2. The Committee shall, at least annually, review the performance of each current
director who is standing for reelection at the next annual meeting of shareholders and shall
consider the results of such evaluation when determining whether or not to recommend the
nomination of such director for an additional term.
3. The Committee shall oversee the Board in the Board's annual review of its
performance (including its composition and organization) and the performance of management,
and will make appropriate recommendations to improve performance.
4. The Committee may make recommendations to the Board regarding governance
matters, including, but not limited to, the Company's certificate of incorporation, bylaws, this
Charter and the charters of the Board's other committees.
5. The Committee shall develop and recommend to the Board the Corporate
Governance Guidelines.
6. The Committee shall consider, develop and recommend to the Board such policies
and procedures with respect to the nomination of directors or other corporate governance matters
as may be required or required to be disclosed pursuant to any rules promulgated by the
Securities and Exchange Commission or the New York Stock Exchange or otherwise considered
to be desirable and appropriate in the discretion of the Committee.
7. The Committee shall at least annually evaluate its own performance. The
Committee shall conduct such evaluation in such manner as it deems appropriate.
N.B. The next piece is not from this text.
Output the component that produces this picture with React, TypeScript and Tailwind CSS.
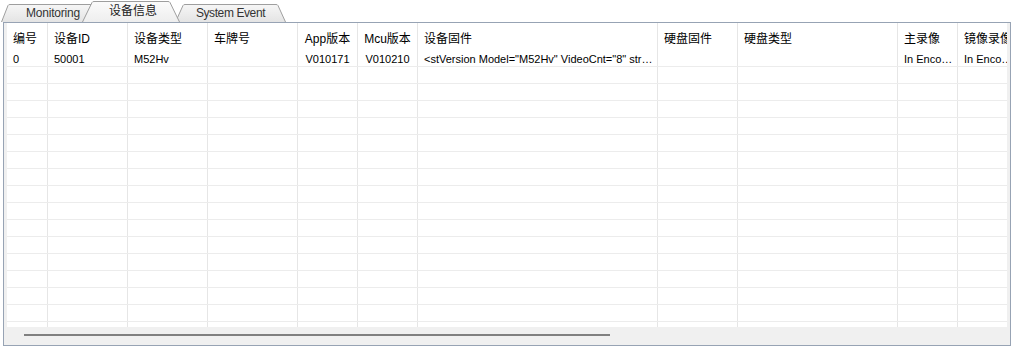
import React from "react";

type Col = { w: string; h: string; d: string; center?: boolean };

const cols: Col[] = [
  { w: "w-[41px]", h: "编号", d: "0" },
  { w: "w-[80px]", h: "设备ID", d: "50001" },
  { w: "w-[80px]", h: "设备类型", d: "M52Hv" },
  { w: "w-[90px]", h: "车牌号", d: "" },
  { w: "w-[60px]", h: "App版本", d: "V010171", center: true },
  { w: "w-[60px]", h: "Mcu版本", d: "V010210", center: true },
  { w: "w-[240px]", h: "设备固件", d: '<stVersion Model="M52Hv" VideoCnt="8" str…' },
  { w: "w-[80px]", h: "硬盘固件", d: "" },
  { w: "w-[160px]", h: "硬盘类型", d: "" },
  { w: "w-[60px]", h: "主录像", d: "In Enco…" },
  { w: "w-[80px]", h: "镜像录像", d: "In Enco…" },
];

function TabShape({ W, H, s, id, selected }: { W: number; H: number; s: number; id: string; selected?: boolean }) {
  const d = `M0.5 ${H} L${s} 1.5 Q${s + 0.5} 0.5 ${s + 2} 0.5 L${W - s - 2} 0.5 Q${W - s - 0.5} 0.5 ${W - s} 1.5 L${W - 0.5} ${H}`;
  return (
    <svg className="absolute inset-0" width={W} height={H} viewBox={`0 0 ${W} ${H}`}>
      <defs>
        <linearGradient id={id} x1="0" y1="0" x2="0" y2="1">
          <stop offset="0" stopColor={selected ? "#fbfbfb" : "#f6f6f6"} />
          <stop offset="1" stopColor={selected ? "#eeeeee" : "#e4e4e4"} />
        </linearGradient>
      </defs>
      <path d={d} fill={`url(#${id})`} stroke="#9e9e9e" strokeWidth="1" />
    </svg>
  );
}

export default function App() {
  const emptyRows = Array.from({ length: 17 });
  return (
    <div className="w-[1014px] h-[350px] bg-white overflow-hidden font-['Liberation_Sans','Noto_Sans_CJK_SC',sans-serif] text-black">
      {/* tab strip */}
      <div className="flex h-[22px] items-end pl-[1px]">
        <div className="relative w-[104px] h-[18px] z-0">
          <TabShape W={104} H={18} s={7} id="g1" />
          <div className="relative flex h-full items-center justify-center text-[12px] text-[#333] tracking-[-0.2px] leading-none">
            Monitoring
          </div>
        </div>
        <div className="relative w-[98px] h-[21px] -ml-[23px] z-20">
          <TabShape W={98} H={21} s={10} id="g2" selected />
          <div className="relative flex h-full items-center justify-center pl-[4px] pb-[1px] text-[12px] text-[#222] leading-none">
            设备信息
          </div>
        </div>
        <div className="relative w-[111px] h-[18px] -ml-[5px] z-10">
          <TabShape W={111} H={18} s={8} id="g3" />
          <div className="relative flex h-full items-center justify-center text-[12px] text-[#333] tracking-[-0.4px] leading-none">
            System Event
          </div>
        </div>
      </div>

      {/* frame */}
      <div className="ml-[3px] w-[1008px] h-[324px] border border-[#97a3b4] bg-[#f0f0f0] flex flex-col">
        <div className="mx-[3px] h-[304px] bg-white overflow-hidden">
          <div className="w-[1100px]">
            {/* header */}
            <div className="flex h-[27px]">
              {cols.map((c, i) => (
                <div
                  key={i}
                  className={`${c.w} shrink-0 h-full border-r border-[#e6e6e6] flex items-center pt-[4px] text-[12px] leading-[14px] whitespace-nowrap overflow-hidden ${c.center ? "justify-center" : "pl-[6px]"}`}
                >
                  {c.h}
                </div>
              ))}
            </div>
            {/* data row */}
            <div className="flex h-[17px] border-b border-[#ececec]">
              {cols.map((c, i) => (
                <div
                  key={i}
                  className={`${c.w} shrink-0 h-full border-r border-[#e6e6e6] flex items-center pt-[3px] text-[11px] leading-[13px] whitespace-nowrap overflow-hidden ${c.center ? "justify-center" : "pl-[6px]"}`}
                >
                  {c.d}
                </div>
              ))}
            </div>
            {emptyRows.map((_, r) => (
              <div key={r} className="flex h-[17px] border-b border-[#ececec]">
                {cols.map((c, i) => (
                  <div key={i} className={`${c.w} shrink-0 h-full border-r border-[#e6e6e6]`} />
                ))}
              </div>
            ))}
          </div>
        </div>
        <div className="h-[18px] pl-[20px] pt-[7px]">
          <div className="w-[586px] h-[2px] bg-[#808080]" />
        </div>
      </div>
    </div>
  );
}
8. The Committee shall at least annually review and reassess this Charter and submit
any recommended changes to the Board for its consideration.
V. Delegation of Duties
In fulfilling its responsibilities, the Committee shall be entitled to delegate any or all of
its responsibilities to a subcommittee of the Committee, to the extent consistent with the
Company's certificate of incorporation, bylaws and applicable law and rules of markets in which
the Company's securities then trade.